Les enfants palestiniens, eux, ne ressemblent pas à d’autres enfants de par le monde, ils n’ont pas le droit de rêver, de voyager, de vivre l’insouciance au quotidien. Ils vivent plutôt dans la crainte des bombardements arbitraires qui peuvent se déclencher à tout moment. Les massacres perpétrés à Dir Yassin, à Khan Youness, à Sabra et Chatila, pur ne citer que les plus anciens, hantent encore notre conscience.

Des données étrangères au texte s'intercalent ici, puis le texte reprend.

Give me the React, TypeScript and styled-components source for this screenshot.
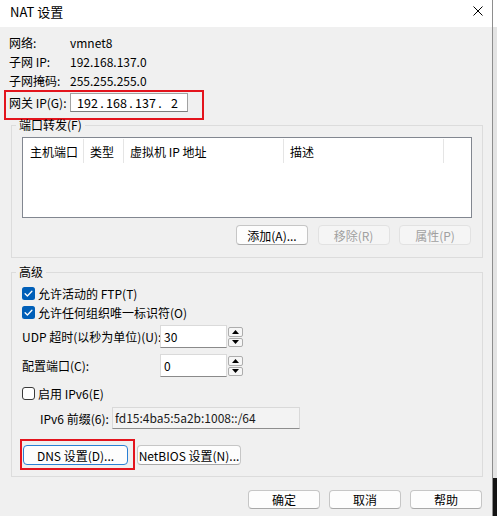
import React from "react";
import styled, { createGlobalStyle, css } from "styled-components";

const GlobalStyle = createGlobalStyle`
  html, body { margin: 0; padding: 0; }
  body {
    width: 497px; height: 516px; overflow: hidden; background: #e6e6e6;
    font-family: "Noto Sans CJK SC", "Noto Sans", sans-serif;
    font-size: 12px; color: #000;
  }
  * { box-sizing: border-box; }
`;

const Screen = styled.div`
  display: flex;
  width: 497px;
  height: 516px;
`;

const Dialog = styled.div`
  width: 493px;
  height: 516px;
  display: flex;
  flex-direction: column;
  background: #f0f0f0;
  border-right: 1px solid #8e8e8e;
`;

const BehindStrip = styled.div`
  flex: 1;
  background: linear-gradient(to bottom, #ffffff 0 27px, #e4e4e4 27px 478px, #141414 478px);
`;

const TitleBar = styled.div`
  height: 27px;
  flex: none;
  background: #ffffff;
  display: flex;
  align-items: flex-start;
  justify-content: space-between;
  padding: 4px 9px 0 10px;
`;

const Title = styled.div`
  font-size: 13px;
  line-height: 16px;
`;

const CloseButton = styled.div`
  width: 10px;
  height: 10px;
  margin-top: 2px;
  display: flex;
`;

const Body = styled.div`
  display: flex;
  flex-direction: column;
  padding-top: 6px;
`;

const InfoGrid = styled.div`
  display: grid;
  grid-template-columns: 61px auto;
  grid-auto-rows: 19px;
  margin-left: 9px;
  line-height: 19px;
`;

const HighlightSlot = styled.div`
  margin-left: 4px;
`;

const Highlight = styled.div<{ $w: number; $h: number; $pad: string }>`
  border: 2px solid #e3141d;
  width: ${(p) => p.$w}px;
  height: ${(p) => p.$h}px;
  padding: ${(p) => p.$pad};
  flex: none;
`;

const GatewayRow = styled.div`
  display: grid;
  grid-template-columns: 61px 118px;
  line-height: 19px;
`;

const IpBox = styled.div`
  height: 19px;
  width: 118px;
  background: #ffffff;
  border: 1px solid #a2a2a2;
  border-bottom-color: #7c7c7c;
  display: grid;
  grid-template-columns: 23px 6px 23px 6px 23px 6px 23px;
  padding-left: 5px;
  font-size: 12.5px;
  line-height: 17px;
  text-align: center;
`;

const Group = styled.fieldset<{ $mt: number }>`
  margin: ${(p) => p.$mt}px 9px 0 11px;
  border: 1px solid #dcdcdc;
  padding: 6px 10px 0 10px;
  min-width: 0;
`;

const Legend = styled.legend`
  font-size: 12px;
  line-height: 12px;
  padding: 0 3px;
  margin-left: -6px;
`;

const ListBox = styled.div`
  height: 81px;
  background: #ffffff;
  border: 1px solid #828790;
`;

const ListHeader = styled.div`
  display: grid;
  grid-template-columns: 61px 40px 160px 160px;
  padding-top: 1px;
`;

const HeaderCell = styled.div<{ $first?: boolean }>`
  height: 24px;
  line-height: 24px;
  padding-top: 1px;
  padding-left: ${(p) => (p.$first ? 7 : 6)}px;
  border-right: 1px solid #e5e5e5;
  white-space: nowrap;
`;

const ButtonRow = styled.div<{ $mt: number; $gap: number; $pr: number; $pb: number }>`
  display: flex;
  justify-content: flex-end;
  gap: ${(p) => p.$gap}px;
  margin-top: ${(p) => p.$mt}px;
  padding-right: ${(p) => p.$pr}px;
  padding-bottom: ${(p) => p.$pb}px;
`;

const Button = styled.div<{ $w: number; $h?: number; $disabled?: boolean; $focus?: boolean }>`
  width: ${(p) => p.$w}px;
  height: ${(p) => p.$h ?? 20}px;
  border-radius: 4px;
  display: flex;
  align-items: center;
  justify-content: center;
  white-space: nowrap;
  font-size: 12px;
  flex: none;
  background: #fdfdfd;
  border: 1px solid #c6c6c6;
  border-bottom-color: #a8a8a8;
  ${(p) =>
    p.$disabled &&
    css`
      background: #f5f5f5;
      border-color: #e2e2e2;
      color: #a0a0a0;
    `}
  ${(p) =>
    p.$focus &&
    css`
      border-color: #2a7fd4;
      background: #fdfdfd;
    `}
`;

const AdvancedBody = styled.div`
  display: flex;
  flex-direction: column;
  padding-bottom: 6px;
`;

const CheckRow = styled.div<{ $mt?: number }>`
  height: 19px;
  display: flex;
  align-items: center;
  gap: 3px;
  margin-top: ${(p) => p.$mt ?? 0}px;
  line-height: 19px;
`;

const FieldRow = styled.div<{ $mt: number; $cols: string; $pl?: number; $h: number }>`
  display: grid;
  grid-template-columns: ${(p) => p.$cols};
  align-items: center;
  height: ${(p) => p.$h}px;
  margin-top: ${(p) => p.$mt}px;
  padding-left: ${(p) => p.$pl ?? 0}px;
  white-space: nowrap;
`;

const Spinner = styled.div`
  display: flex;
  height: 23px;
`;

const SpinInput = styled.div`
  width: 67px;
  height: 23px;
  background: #ffffff;
  border: 1px solid #dadada;
  border-bottom-color: #8a8a8a;
  padding-left: 3px;
  line-height: 21px;
`;

const SpinButtons = styled.div`
  width: 16px;
  display: flex;
  flex-direction: column;
  gap: 1px;
  padding: 2px 0 1px 1px;
`;

const SpinButton = styled.div`
  flex: 1;
  background: #f6f6f6;
  border: 1px solid #adadad;
  border-radius: 2px;
  display: flex;
  align-items: center;
  justify-content: center;
`;

const DisabledInput = styled.div`
  height: 22px;
  background: #f3f3f3;
  border: 1px solid #d9d9d9;
  border-bottom-color: #8e8e8e;
  padding-left: 2px;
  line-height: 20px;
  color: #1a1a1a;
`;

const DnsRow = styled.div`
  display: flex;
  align-items: flex-start;
  gap: 2px;
  margin-top: 10px;
  margin-left: -2px;
`;

const NetBiosWrap = styled.div`
  margin-top: 6px;
`;

const Footer = styled.div`
  display: flex;
  justify-content: flex-end;
  gap: 9px;
  margin-top: 13px;
  padding-right: 10px;
`;

const CheckBox: React.FC<{ checked?: boolean }> = ({ checked }) => (
  <svg width="13" height="13" viewBox="0 0 13 13" style={{ flex: "none" }}>
    {checked ? (
      <>
        <rect x="0" y="0" width="13" height="13" rx="2.5" fill="#005fb8" />
        <path d="M3.1 6.7 L5.4 9 L9.9 4.3" fill="none" stroke="#ffffff" strokeWidth="1.3" strokeLinecap="round" strokeLinejoin="round" />
      </>
    ) : (
      <rect x="0.5" y="0.5" width="12" height="12" rx="2.5" fill="#ffffff" stroke="#3a3a3a" strokeWidth="1" />
    )}
  </svg>
);

const Arrow: React.FC<{ up?: boolean }> = ({ up }) => (
  <svg width="7" height="4" viewBox="0 0 7 4">
    <polygon points={up ? "0,4 3.5,0 7,4" : "0,0 7,0 3.5,4"} fill="#000" />
  </svg>
);

const SpinBox: React.FC<{ value: string }> = ({ value }) => (
  <Spinner>
    <SpinInput>{value}</SpinInput>
    <SpinButtons>
      <SpinButton>
        <Arrow up />
      </SpinButton>
      <SpinButton>
        <Arrow />
      </SpinButton>
    </SpinButtons>
  </Spinner>
);

const ipParts = ["192", "168", "137", "2"];

export default function App() {
  return (
    <>
      <GlobalStyle />
      <Screen>
        <Dialog>
          <TitleBar>
            <Title>NAT 设置</Title>
            <CloseButton>
              <svg width="10" height="10" viewBox="0 0 10 10">
                <path d="M0.5 0.5 L9.5 9.5 M9.5 0.5 L0.5 9.5" stroke="#000" strokeWidth="1" />
              </svg>
            </CloseButton>
          </TitleBar>
          <Body>
            <InfoGrid>
              <span>网络:</span>
              <span>vmnet8</span>
              <span>子网 IP:</span>
              <span>192.168.137.0</span>
              <span>子网掩码:</span>
              <span>255.255.255.0</span>
            </InfoGrid>
            <HighlightSlot>
              <Highlight $w={200} $h={30} $pad="1px 14px 7px 3px">
                <GatewayRow>
                  <span>网关 IP(G):</span>
                  <IpBox>
                    {ipParts.map((part, i) => (
                      <React.Fragment key={i}>
                        {i > 0 && <span>.</span>}
                        <span>{part}</span>
                      </React.Fragment>
                    ))}
                  </IpBox>
                </GatewayRow>
              </Highlight>
            </HighlightSlot>
            <Group $mt={-1}>
              <Legend>端口转发(F)</Legend>
              <ListBox>
                <ListHeader>
                  <HeaderCell $first>主机端口</HeaderCell>
                  <HeaderCell>类型</HeaderCell>
                  <HeaderCell>虚拟机 IP 地址</HeaderCell>
                  <HeaderCell>描述</HeaderCell>
                </ListHeader>
              </ListBox>
              <ButtonRow $mt={7} $gap={9.5} $pr={1} $pb={12}>
                <Button $w={72}>添加(A)...</Button>
                <Button $w={72} $disabled>
                  移除(R)
                </Button>
                <Button $w={72} $disabled>
                  属性(P)
                </Button>
              </ButtonRow>
            </Group>
            <Group $mt={8}>
              <Legend>高级</Legend>
              <AdvancedBody>
                <CheckRow>
                  <CheckBox checked />
                  <span>允许活动的 FTP(T)</span>
                </CheckRow>
                <CheckRow>
                  <CheckBox checked />
                  <span>允许任何组织唯一标识符(O)</span>
                </CheckRow>
                <FieldRow $mt={3} $cols="138px auto" $h={23}>
                  <span>UDP 超时(以秒为单位)(U):</span>
                  <SpinBox value="30" />
                </FieldRow>
                <FieldRow $mt={6} $cols="138px auto" $h={23}>
                  <span>配置端口(C):</span>
                  <SpinBox value="0" />
                </FieldRow>
                <CheckRow $mt={7}>
                  <CheckBox />
                  <span>启用 IPv6(E)</span>
                </CheckRow>
                <FieldRow $mt={4} $cols="72px 188px" $pl={18} $h={22}>
                  <span>IPv6 前缀(6):</span>
                  <DisabledInput>fd15:4ba5:5a2b:1008::/64</DisabledInput>
                </FieldRow>
                <DnsRow>
                  <Highlight $w={115} $h={31} $pad="4px 6px 0 1px">
                    <Button $w={105} $focus>
                      DNS 设置(D)...
                    </Button>
                  </Highlight>
                  <NetBiosWrap>
                    <Button $w={104}>NetBIOS 设置(N)...</Button>
                  </NetBiosWrap>
                </DnsRow>
              </AdvancedBody>
            </Group>
            <Footer>
              <Button $w={72} $h={19}>确定</Button>
              <Button $w={72} $h={19}>取消</Button>
              <Button $w={72} $h={19}>帮助</Button>
            </Footer>
          </Body>
        </Dialog>
        <BehindStrip />
      </Screen>
    </>
  );
}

Gaza n’équivaut-elle pas Auschwitz-Birkenau ? La déportation des juifs ne ressemblerait-elle pas à celle des millions de Palestiniens, vivant en exil ?
La souffrance humaine n’est-elle pas la même? Ou alors, Il y a celle qu’on comptabilise et qu’on commémore et celle qu’on efface de notre mémoire et qu’on oublie. Si on a pu dénombrer les six millions de juifs, victimes de la Shoa, combien sont-ils ceux qui ont été victimes de Tsahal, l’armée israélienne.
Considérer la Shoa comme un crime à part est on ne peu plus obscène et ridicule. Parce que différencier entre les souffrances humaines est déjà un crime en soi.
Et c’est parce qu’ils sont tous immondes que tous les crimes contre l’humanité doivent être continuellement rappelées et commémorées de la même manière. Notre devoir de mémoire à nous tous, citoyens du monde, est celui de les faire sortir de l’oubli, dans l’espoir «peut-être» de ramener les Hommes à plus de raison, à plus de sagesse; et surtout à plus d’humanité.
Et si les victimes de la Shoa seront ressuscitées quelle serait leur attitude vis-à vis de ces horreurs commises envers les Palestiniens par leurs descendants? Et que penseraient-ils de ces derniers qui, en instrumentalisant leur mémoire, se comportent en bourreaux contre un peuple aux abois et sans défense.